**Given exercise**
Transcribe the whole listing without a single picture.

_____

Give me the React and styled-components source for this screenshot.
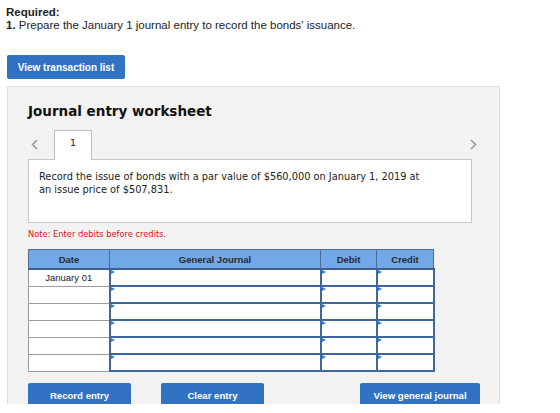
import React from 'react';
import styled, { createGlobalStyle } from 'styled-components';

const GlobalStyle = createGlobalStyle`
  html, body {
    margin: 0;
    padding: 0;
    background: #ffffff;
  }
`;

const Page = styled.div`
  height: 404px;
  overflow: hidden;
  padding: 6px 0 0 7px;
  box-sizing: border-box;
  font-family: "Liberation Sans", Arial, sans-serif;
  color: #222;
`;

const Required = styled.div`
  font-size: 11.5px;
  line-height: 13px;
  margin-left: -1px;
  b {
    font-weight: bold;
  }
`;

const BlueButton = styled.button`
  display: flex;
  align-items: center;
  justify-content: center;
  width: ${p => p.$w}px;
  height: 24px;
  border: none;
  border-radius: 2px;
  background: #3272c2;
  color: #ffffff;
  font-family: "Liberation Sans", Arial, sans-serif;
  font-weight: bold;
  font-size: ${p => p.$fs || 9.6}px;
  padding: 0;
  flex: none;
`;

const TopButtonRow = styled.div`
  margin-top: 23px;
`;

const Panel = styled.div`
  margin-top: 7px;
  width: 493px;
  box-sizing: border-box;
  background: #f2f2f2;
  border: 1px solid #dedede;
  padding: 15px 0 0 20px;
  min-height: 330px;
`;

const Title = styled.h2`
  margin: 0;
  font-family: "DejaVu Sans", Verdana, sans-serif;
  font-weight: bold;
  font-size: 13.5px;
  line-height: 18px;
  color: #111;
`;

const TabRow = styled.div`
  display: flex;
  align-items: flex-end;
  width: 444px;
  margin-top: 9px;
  height: 30px;
`;

const Chevron = styled.div`
  width: 26px;
  align-self: center;
  display: flex;
  justify-content: ${p => (p.$right ? 'flex-end' : 'flex-start')};
  padding-left: ${p => (p.$right ? 0 : 3)}px;
  margin-left: ${p => (p.$right ? 'auto' : 0)};
  margin-right: ${p => (p.$right ? -5 : 0)}px;
  box-sizing: border-box;
`;

const Tab = styled.div`
  width: 38px;
  height: 30px;
  box-sizing: border-box;
  background: #ffffff;
  border: 1px solid #bdbdbd;
  border-bottom: none;
  margin-bottom: -1px;
  position: relative;
  z-index: 1;
  display: flex;
  justify-content: center;
  padding-top: 6px;
  font-family: "DejaVu Sans", Verdana, sans-serif;
  font-size: 9.5px;
  color: #222;
`;

const ContentBox = styled.div`
  width: 444px;
  height: 64px;
  box-sizing: border-box;
  background: #ffffff;
  border: 1px solid #c8c8c8;
  padding: 10px 10px 0 10px;
  font-family: "DejaVu Sans", Verdana, sans-serif;
  font-size: 9.8px;
  line-height: 13px;
  color: #222;
`;

const Note = styled.div`
  margin-top: 6px;
  font-family: "DejaVu Sans", Verdana, sans-serif;
  font-size: 8.3px;
  line-height: 11px;
  color: #d0161f;
`;

const Table = styled.table`
  margin-top: 9px;
  border-collapse: collapse;
  table-layout: fixed;
  width: 401px;
`;

const Th = styled.th`
  height: 18px;
  padding: 0;
  background: #72a8e8;
  border: 1px solid #4e6d92;
  border-bottom: 2px solid #3d5f8a;
  font-family: "Liberation Sans", Arial, sans-serif;
  font-weight: bold;
  font-size: 9.5px;
  color: #2a2a2a;
  width: ${p => p.$w}px;
`;

const DateCell = styled.td`
  height: 15px;
  padding: 0;
  background: #ffffff;
  border: 1px solid #9b9b9b;
  text-align: center;
  font-family: "Liberation Sans", Arial, sans-serif;
  font-size: 9.5px;
  color: #222;
`;

const InputCell = styled.td`
  height: 15px;
  padding: 0;
  background: #ffffff;
  border: 2px solid #3e679c;
  position: relative;
  &::before {
    content: "";
    position: absolute;
    left: 0;
    top: 0;
    border-top: 2px solid transparent;
    border-bottom: 2px solid transparent;
    border-left: 4px solid #2f7fe0;
  }
`;

const ButtonRow = styled.div`
  display: flex;
  width: 452px;
  margin-top: 11px;
  gap: 30px;
  & > :last-child {
    margin-left: auto;
  }
`;

const rows = ['January 01', '', '', '', '', ''];

function ChevronIcon({ dir }) {
  return (
    <svg width="7" height="11" viewBox="0 0 7 11">
      <path
        d={dir === 'left' ? 'M6 1 L1.5 5.5 L6 10' : 'M1 1 L5.5 5.5 L1 10'}
        fill="none"
        stroke="#9a9a9a"
        strokeWidth="1.6"
      />
    </svg>
  );
}

export default function App() {
  return (
    <>
      <GlobalStyle />
      <Page>
        <Required>
          <b>Required:</b>
          <br />
          <b>1.</b> Prepare the January 1 journal entry to record the bonds' issuance.
        </Required>
        <TopButtonRow>
          <BlueButton $w={118} $fs={10}>View transaction list</BlueButton>
        </TopButtonRow>
        <Panel>
          <Title>Journal entry worksheet</Title>
          <TabRow>
            <Chevron>
              <ChevronIcon dir="left" />
            </Chevron>
            <Tab>1</Tab>
            <Chevron $right>
              <ChevronIcon dir="right" />
            </Chevron>
          </TabRow>
          <ContentBox>
            Record the issue of bonds with a par value of $560,000 on January 1, 2019 at
            <br />
            an issue price of $507,831.
          </ContentBox>
          <Note>Note: Enter debits before credits.</Note>
          <Table>
            <thead>
              <tr>
                <Th $w={80}>Date</Th>
                <Th $w={210}>General Journal</Th>
                <Th $w={55}>Debit</Th>
                <Th $w={56}>Credit</Th>
              </tr>
            </thead>
            <tbody>
              {rows.map((d, i) => (
                <tr key={i}>
                  <DateCell>{d}</DateCell>
                  <InputCell />
                  <InputCell />
                  <InputCell />
                </tr>
              ))}
            </tbody>
          </Table>
          <ButtonRow>
            <BlueButton $w={103}>Record entry</BlueButton>
            <BlueButton $w={103}>Clear entry</BlueButton>
            <BlueButton $w={120}>View general journal</BlueButton>
          </ButtonRow>
        </Panel>
      </Page>
    </>
  );
}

_____

**Written response**
Give me the React and styled-components source for this screenshot.
import React from 'react';
import styled, { createGlobalStyle } from 'styled-components';

const GlobalStyle = createGlobalStyle`
  html, body {
    margin: 0;
    padding: 0;
    background: #ffffff;
  }
`;

const Page = styled.div`
  height: 404px;
  overflow: hidden;
  padding: 6px 0 0 7px;
  box-sizing: border-box;
  font-family: "Liberation Sans", Arial, sans-serif;
  color: #222;
`;

const Required = styled.div`
  font-size: 11.5px;
  line-height: 13px;
  margin-left: -1px;
  b {
    font-weight: bold;
  }
`;

const BlueButton = styled.button`
  display: flex;
  align-items: center;
  justify-content: center;
  width: ${p => p.$w}px;
  height: 24px;
  border: none;
  border-radius: 2px;
  background: #3272c2;
  color: #ffffff;
  font-family: "Liberation Sans", Arial, sans-serif;
  font-weight: bold;
  font-size: ${p => p.$fs || 9.6}px;
  padding: 0;
  flex: none;
`;

const TopButtonRow = styled.div`
  margin-top: 23px;
`;

const Panel = styled.div`
  margin-top: 7px;
  width: 493px;
  box-sizing: border-box;
  background: #f2f2f2;
  border: 1px solid #dedede;
  padding: 15px 0 0 20px;
  min-height: 330px;
`;

const Title = styled.h2`
  margin: 0;
  font-family: "DejaVu Sans", Verdana, sans-serif;
  font-weight: bold;
  font-size: 13.5px;
  line-height: 18px;
  color: #111;
`;

const TabRow = styled.div`
  display: flex;
  align-items: flex-end;
  width: 444px;
  margin-top: 9px;
  height: 30px;
`;

const Chevron = styled.div`
  width: 26px;
  align-self: center;
  display: flex;
  justify-content: ${p => (p.$right ? 'flex-end' : 'flex-start')};
  padding-left: ${p => (p.$right ? 0 : 3)}px;
  margin-left: ${p => (p.$right ? 'auto' : 0)};
  margin-right: ${p => (p.$right ? -5 : 0)}px;
  box-sizing: border-box;
`;

const Tab = styled.div`
  width: 38px;
  height: 30px;
  box-sizing: border-box;
  background: #ffffff;
  border: 1px solid #bdbdbd;
  border-bottom: none;
  margin-bottom: -1px;
  position: relative;
  z-index: 1;
  display: flex;
  justify-content: center;
  padding-top: 6px;
  font-family: "DejaVu Sans", Verdana, sans-serif;
  font-size: 9.5px;
  color: #222;
`;

const ContentBox = styled.div`
  width: 444px;
  height: 64px;
  box-sizing: border-box;
  background: #ffffff;
  border: 1px solid #c8c8c8;
  padding: 10px 10px 0 10px;
  font-family: "DejaVu Sans", Verdana, sans-serif;
  font-size: 9.8px;
  line-height: 13px;
  color: #222;
`;

const Note = styled.div`
  margin-top: 6px;
  font-family: "DejaVu Sans", Verdana, sans-serif;
  font-size: 8.3px;
  line-height: 11px;
  color: #d0161f;
`;

const Table = styled.table`
  margin-top: 9px;
  border-collapse: collapse;
  table-layout: fixed;
  width: 401px;
`;

const Th = styled.th`
  height: 18px;
  padding: 0;
  background: #72a8e8;
  border: 1px solid #4e6d92;
  border-bottom: 2px solid #3d5f8a;
  font-family: "Liberation Sans", Arial, sans-serif;
  font-weight: bold;
  font-size: 9.5px;
  color: #2a2a2a;
  width: ${p => p.$w}px;
`;

const DateCell = styled.td`
  height: 15px;
  padding: 0;
  background: #ffffff;
  border: 1px solid #9b9b9b;
  text-align: center;
  font-family: "Liberation Sans", Arial, sans-serif;
  font-size: 9.5px;
  color: #222;
`;

const InputCell = styled.td`
  height: 15px;
  padding: 0;
  background: #ffffff;
  border: 2px solid #3e679c;
  position: relative;
  &::before {
    content: "";
    position: absolute;
    left: 0;
    top: 0;
    border-top: 2px solid transparent;
    border-bottom: 2px solid transparent;
    border-left: 4px solid #2f7fe0;
  }
`;

const ButtonRow = styled.div`
  display: flex;
  width: 452px;
  margin-top: 11px;
  gap: 30px;
  & > :last-child {
    margin-left: auto;
  }
`;

const rows = ['January 01', '', '', '', '', ''];

function ChevronIcon({ dir }) {
  return (
    <svg width="7" height="11" viewBox="0 0 7 11">
      <path
        d={dir === 'left' ? 'M6 1 L1.5 5.5 L6 10' : 'M1 1 L5.5 5.5 L1 10'}
        fill="none"
        stroke="#9a9a9a"
        strokeWidth="1.6"
      />
    </svg>
  );
}

export default function App() {
  return (
    <>
      <GlobalStyle />
      <Page>
        <Required>
          <b>Required:</b>
          <br />
          <b>1.</b> Prepare the January 1 journal entry to record the bonds' issuance.
        </Required>
        <TopButtonRow>
          <BlueButton $w={118} $fs={10}>View transaction list</BlueButton>
        </TopButtonRow>
        <Panel>
          <Title>Journal entry worksheet</Title>
          <TabRow>
            <Chevron>
              <ChevronIcon dir="left" />
            </Chevron>
            <Tab>1</Tab>
            <Chevron $right>
              <ChevronIcon dir="right" />
            </Chevron>
          </TabRow>
          <ContentBox>
            Record the issue of bonds with a par value of $560,000 on January 1, 2019 at
            <br />
            an issue price of $507,831.
          </ContentBox>
          <Note>Note: Enter debits before credits.</Note>
          <Table>
            <thead>
              <tr>
                <Th $w={80}>Date</Th>
                <Th $w={210}>General Journal</Th>
                <Th $w={55}>Debit</Th>
                <Th $w={56}>Credit</Th>
              </tr>
            </thead>
            <tbody>
              {rows.map((d, i) => (
                <tr key={i}>
                  <DateCell>{d}</DateCell>
                  <InputCell />
                  <InputCell />
                  <InputCell />
                </tr>
              ))}
            </tbody>
          </Table>
          <ButtonRow>
            <BlueButton $w={103}>Record entry</BlueButton>
            <BlueButton $w={103}>Clear entry</BlueButton>
            <BlueButton $w={120}>View general journal</BlueButton>
          </ButtonRow>
        </Panel>
      </Page>
    </>
  );
}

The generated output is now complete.